Sensitivity analysis of a parametric hand exoskeleton designed to match natural human grasping motion

Abstract

This paper describes the simulated analysis of a fully scalable, parametrically designed hand exoskeleton previously developed as part of a stroke rehabilitation program within the Bristol Robotics Laboratory. The device is parametrically designed to match the location and trajectories of the joints within a normal healthy human hand. However, testing of fully scalable designs which can be custom fit to a person using parametric design can be costly, time consuming and potentially hazardous if ill-fitting. Here a method is presented which allows for the performance of a parametric design to be tested. A virtual mechanism with induced manufacturing tolerances is modelled and its interactions with the hand are simulated. The performance can then be assessed by the devices ability to achieve the objective trajectory within the simulation.
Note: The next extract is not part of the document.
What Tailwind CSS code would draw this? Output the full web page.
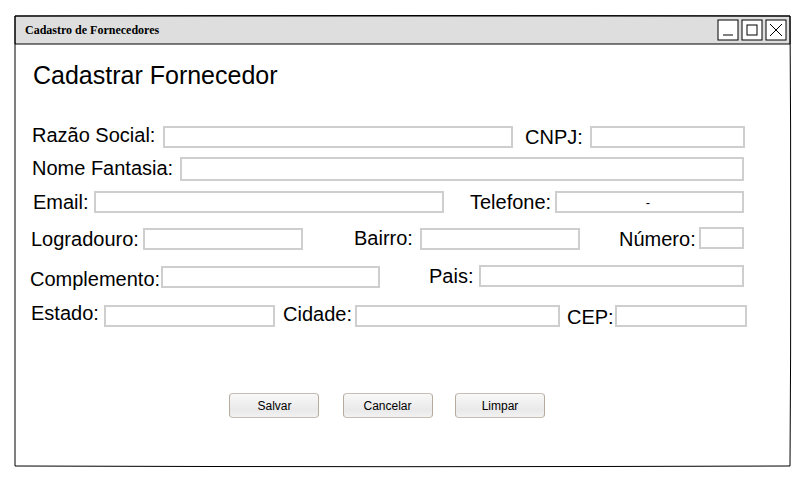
<!DOCTYPE html>
<html lang="pt-BR">
<head>
<meta charset="utf-8">
<title>Cadastro de Fornecedores</title>
<script src="https://cdn.jsdelivr.net/npm/@tailwindcss/browser@4"></script>
</head>
<body class="bg-white">
<main class="relative w-[805px] h-[480px] overflow-hidden pt-4 pl-[15px] font-['Liberation_Sans',Arial,sans-serif] text-black">
  <!-- Window outline, drawn slightly bowed -->
  <svg class="absolute inset-0 pointer-events-none" width="805" height="480" fill="none" stroke="#000">
    <path d="M15 16L209 15.6L403 15.5L597 15.6L790 16L790.6 128L790.7 241L790.6 354L790 466L597 466.5L403 466.7L209 466.5L15 466Z"/>
    <path d="M15 16H790V44H15Z"/>
  </svg>

  <header class="flex items-start w-[775px] h-7 bg-[#dedede]">
    <h1 class="pl-2.5 pt-1.5 leading-4 text-[12px] font-bold font-['Liberation_Serif','Times_New_Roman',serif]">Cadastro de Fornecedores</h1>
    <svg class="relative ml-auto mr-[3px] mt-[3px]" width="70" height="22" fill="#fff" stroke="#000">
      <rect x="1" y="1" width="20" height="20"/>
      <path d="M6 16H16"/>
      <rect x="25" y="1" width="20" height="20"/>
      <rect x="30" y="6" width="10" height="10"/>
      <rect x="49" y="1" width="20" height="20"/>
      <path d="M53 5L65 17M65 5L53 17" shape-rendering="crispEdges"/>
    </svg>
  </header>

  <h2 class="pt-4 pl-[18px] leading-[30px] text-[25px]">Cadastrar Fornecedor</h2>

  <form class="grid grid-rows-[33px_34px_36px_38px_37px_92px] mt-[33px] pl-3.5 text-[20px] leading-6 whitespace-nowrap">
    <div class="flex items-start">
      <label class="w-[134px] pl-[3px]">Razão Social:</label>
      <input class="mt-[3px] w-[350px] h-[22px] border-2 border-[#cecece]">
      <label class="mt-0.5 w-[77px] pl-3">CNPJ:</label>
      <input class="mt-[3px] w-[155px] h-[22px] border-2 border-[#cecece]">
    </div>
    <div class="flex items-start">
      <label class="w-[151px] pl-[3px]">Nome Fantasia:</label>
      <input class="mt-px w-[564px] h-6 border-2 border-[#cecece]">
    </div>
    <div class="flex items-start">
      <label class="w-[65px] pl-1">Email:</label>
      <input class="mt-px w-[350px] h-[22px] border-2 border-[#cecece]">
      <label class="w-[111px] pl-[26px]">Telefone:</label>
      <input value="-" class="mt-px w-[189px] h-[22px] border-2 border-[#cecece] text-[13px] text-center pr-[3px] pt-0.5">
    </div>
    <div class="flex items-start">
      <label class="mt-px w-[114px] pl-0.5">Logradouro:</label>
      <input class="mt-0.5 w-40 h-[22px] border-2 border-[#cecece]">
      <label class="w-[117px] pl-[51px]">Bairro:</label>
      <input class="mt-0.5 w-40 h-[22px] border-2 border-[#cecece]">
      <label class="mt-px w-[119px] pl-[39px]">Número:</label>
      <input class="mt-px w-[45px] h-[22px] border-2 border-[#cecece]">
    </div>
    <div class="flex items-start">
      <label class="mt-[3px] w-[132px] pl-px">Complemento:</label>
      <input class="mt-0.5 w-[219px] h-[22px] border-2 border-[#cecece]">
      <label class="w-[99px] pl-[49px]">Pais:</label>
      <input class="mt-px w-[265px] h-[22px] border-2 border-[#cecece]">
    </div>
    <div class="flex items-start">
      <label class="w-[75px] pl-0.5">Estado:</label>
      <input class="mt-1 w-[171px] h-[22px] border-2 border-[#cecece]">
      <label class="mt-px w-20 pl-2">Cidade:</label>
      <input class="mt-1 w-[205px] h-[22px] border-2 border-[#cecece]">
      <label class="mt-1 w-[55px] pl-[7px]">CEP:</label>
      <input class="mt-1 w-[132px] h-[22px] border-2 border-[#cecece]">
    </div>
    <div class="flex gap-[22px] pl-[200px] text-[12px]">
      <button type="button" class="w-[90px] h-[25px] rounded-[4px] border border-x-[#b5aa9c] border-y-[#c6beb2] pl-px bg-linear-to-b from-[#f8f8f8] via-[#e9e9e9] via-70% to-[#f2f2f2]">Salvar</button>
      <button type="button" class="ml-0.5 w-[90px] h-[25px] rounded-[4px] border border-x-[#b5aa9c] border-y-[#c6beb2] pr-px bg-linear-to-b from-[#f8f8f8] via-[#e9e9e9] via-70% to-[#f2f2f2]">Cancelar</button>
      <button type="button" class="w-[90px] h-[25px] rounded-[4px] border border-x-[#b5aa9c] border-y-[#c6beb2] bg-linear-to-b from-[#f8f8f8] via-[#e9e9e9] via-70% to-[#f2f2f2]">Limpar</button>
    </div>
  </form>
</main>
</body>
</html>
The results show that for the designed hand exoskeleton, with a manufacturing tolerance of 0.2mm across parts the resulting average trajectory error is less than 0.2 degrees with an average tip error of less than 0.5 mm. The results also demonstrate that for a large tolerance of 1mm across all dimensions, the trajectory error can reach as high as 30.9 degrees. This result justifies the use of parametric design to develop mechanisms matching natural human motion. While the results are for a parametrically scalable hand exoskeleton, it is believed the methodology is applicable to any bio-compatible assistive device. © 2012 Springer-Verlag.